*RECORDED DATA*
————
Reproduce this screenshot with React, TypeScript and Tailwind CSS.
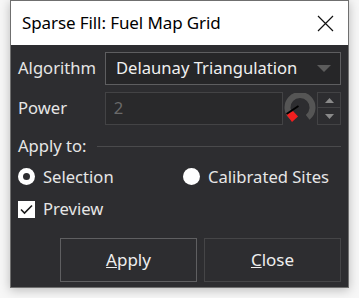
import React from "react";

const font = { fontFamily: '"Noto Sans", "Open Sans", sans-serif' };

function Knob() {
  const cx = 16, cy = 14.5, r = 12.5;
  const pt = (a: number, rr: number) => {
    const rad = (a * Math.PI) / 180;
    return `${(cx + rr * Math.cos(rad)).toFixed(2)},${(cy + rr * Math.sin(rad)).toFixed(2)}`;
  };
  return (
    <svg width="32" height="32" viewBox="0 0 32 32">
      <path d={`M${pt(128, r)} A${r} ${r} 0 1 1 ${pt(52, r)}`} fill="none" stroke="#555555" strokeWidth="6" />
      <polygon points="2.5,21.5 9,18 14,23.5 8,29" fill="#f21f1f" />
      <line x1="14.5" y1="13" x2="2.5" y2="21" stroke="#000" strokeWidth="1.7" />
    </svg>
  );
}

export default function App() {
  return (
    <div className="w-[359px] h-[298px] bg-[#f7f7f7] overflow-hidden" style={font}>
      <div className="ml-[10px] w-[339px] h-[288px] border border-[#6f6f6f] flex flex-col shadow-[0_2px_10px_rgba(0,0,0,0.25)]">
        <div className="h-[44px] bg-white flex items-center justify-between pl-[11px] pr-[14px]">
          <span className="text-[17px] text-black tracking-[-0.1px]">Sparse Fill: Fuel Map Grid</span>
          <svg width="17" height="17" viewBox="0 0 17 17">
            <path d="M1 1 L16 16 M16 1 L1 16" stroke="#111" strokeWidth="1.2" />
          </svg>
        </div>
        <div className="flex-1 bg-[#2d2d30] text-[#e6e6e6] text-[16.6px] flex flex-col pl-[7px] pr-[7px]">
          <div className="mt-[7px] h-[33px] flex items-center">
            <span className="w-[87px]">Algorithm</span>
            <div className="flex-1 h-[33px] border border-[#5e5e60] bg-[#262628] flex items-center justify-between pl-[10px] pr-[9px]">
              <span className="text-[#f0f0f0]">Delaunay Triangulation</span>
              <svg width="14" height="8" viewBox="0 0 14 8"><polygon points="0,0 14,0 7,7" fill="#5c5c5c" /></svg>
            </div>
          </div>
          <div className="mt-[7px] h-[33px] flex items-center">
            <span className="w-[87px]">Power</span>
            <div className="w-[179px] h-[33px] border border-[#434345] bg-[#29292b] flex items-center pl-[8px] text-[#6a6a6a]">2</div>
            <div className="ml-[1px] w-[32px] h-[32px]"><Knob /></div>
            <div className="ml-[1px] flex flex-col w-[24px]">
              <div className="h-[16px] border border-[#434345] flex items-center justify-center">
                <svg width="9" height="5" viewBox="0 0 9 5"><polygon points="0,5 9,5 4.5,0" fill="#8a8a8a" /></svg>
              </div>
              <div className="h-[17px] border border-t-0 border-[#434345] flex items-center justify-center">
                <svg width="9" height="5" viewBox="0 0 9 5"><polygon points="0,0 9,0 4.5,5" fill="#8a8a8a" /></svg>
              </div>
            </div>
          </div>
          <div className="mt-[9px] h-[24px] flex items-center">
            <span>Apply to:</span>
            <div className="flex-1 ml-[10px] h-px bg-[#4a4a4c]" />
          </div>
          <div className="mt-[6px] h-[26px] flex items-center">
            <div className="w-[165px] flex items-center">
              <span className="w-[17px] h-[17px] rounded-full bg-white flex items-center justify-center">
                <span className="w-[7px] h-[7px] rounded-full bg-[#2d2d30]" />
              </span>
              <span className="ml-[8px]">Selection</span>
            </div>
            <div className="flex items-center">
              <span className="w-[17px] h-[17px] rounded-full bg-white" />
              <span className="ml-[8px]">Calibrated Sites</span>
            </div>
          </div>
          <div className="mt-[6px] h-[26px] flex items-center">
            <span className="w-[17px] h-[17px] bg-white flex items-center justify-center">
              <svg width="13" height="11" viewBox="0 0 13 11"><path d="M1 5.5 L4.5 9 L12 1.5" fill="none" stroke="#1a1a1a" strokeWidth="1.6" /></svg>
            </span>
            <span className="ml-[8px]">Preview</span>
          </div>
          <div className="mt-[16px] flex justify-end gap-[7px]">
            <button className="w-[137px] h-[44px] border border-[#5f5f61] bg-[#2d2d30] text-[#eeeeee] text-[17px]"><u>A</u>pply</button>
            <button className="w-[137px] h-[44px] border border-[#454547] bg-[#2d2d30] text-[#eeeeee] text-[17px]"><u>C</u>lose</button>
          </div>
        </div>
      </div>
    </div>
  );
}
————
Locate all lines in the listing above with the word "React". Copy them.

*TASK SOLUTION*
Reproduce this screenshot with React, TypeScript and Tailwind CSS.
import React from "react";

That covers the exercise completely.